Distributed Systems

Introduction to Distributed Systems

In the 1990s, if a company’s database ran out of storage space, the IT department had only one solution: Vertical Scaling (Scaling Up). They had to turn off the server, throw it away, and buy a physically larger, exponentially more expensive supercomputer from IBM or Oracle.

Eventually, companies like Google and Amazon hit a physical limit. It was impossible to build a single supercomputer large enough to index the entire internet.

The solution was the Distributed System (Horizontal Scaling or Scaling Out). A Distributed System is a network of independent, relatively cheap computers (nodes) that communicate with each other via network messages to appear to the end-user as a single, massive, unified computer.

The Core Advantages

Distributed systems form the backbone of modern cloud computing and Big Data architectures (like Apache Hadoop, Apache Spark, and Amazon S3).

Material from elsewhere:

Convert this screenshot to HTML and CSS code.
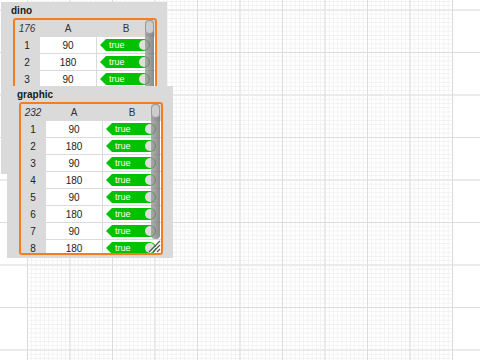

1. Infinite Scalability: If a distributed database (like Apache Cassandra) reaches its storage limit, you do not buy a bigger server. You simply buy another cheap 1TB hard drive server, plug it into the network, and the software automatically distributes the load across the new node. You can scale infinitely.
2. Fault Tolerance (High Availability): In a single-server architecture, if the motherboard fries, the entire company goes offline. In a distributed system with 1,000 nodes, hardware failure is treated as a normal, expected event. The data is replicated. If Node 42 catches fire, the system instantly routes queries to Node 43, and the end-user never notices.

The Fallacies of Distributed Computing

Building distributed systems is notoriously difficult. In 1994, L. Peter Deutsch outlined the “Fallacies of Distributed Computing”—false assumptions that inexperienced software engineers make when transitioning from single-machine code to distributed code.

1. The Network is Reliable: (It is not. Cables get unplugged, routers crash. Your code must handle lost messages).
2. Latency is Zero: (It takes milliseconds for an electronic signal to travel from a server in New York to a server in Tokyo. Distributed databases must account for this physical delay).
3. Bandwidth is Infinite: (You cannot send a 1TB file between two servers instantaneously).
4. The Network is Secure: (Any node communicating over a network can be intercepted).

Distributed Coordination

The hardest problem in distributed systems is State. If Server A processes a customer’s $50 deposit, how does Server B instantly know about it? If the user immediately tries to withdraw $50 from Server B before the message arrives from Server A, what happens?

To solve this, distributed systems rely heavily on complex coordination algorithms (like Paxos or Raft) and specialized “Zookeeper” nodes to manage leader election, lock management, and ensure all nodes agree on the “State” of the universe.

Conclusion

Distributed Systems are the architectural compromise that enabled the modern internet. By sacrificing the simplicity and instantaneous communication of a single motherboard, software engineers gained the ability to scale computational power and storage across thousands of cheap, redundant machines, creating the indestructible, globe-spanning architectures of the modern Data Lakehouse.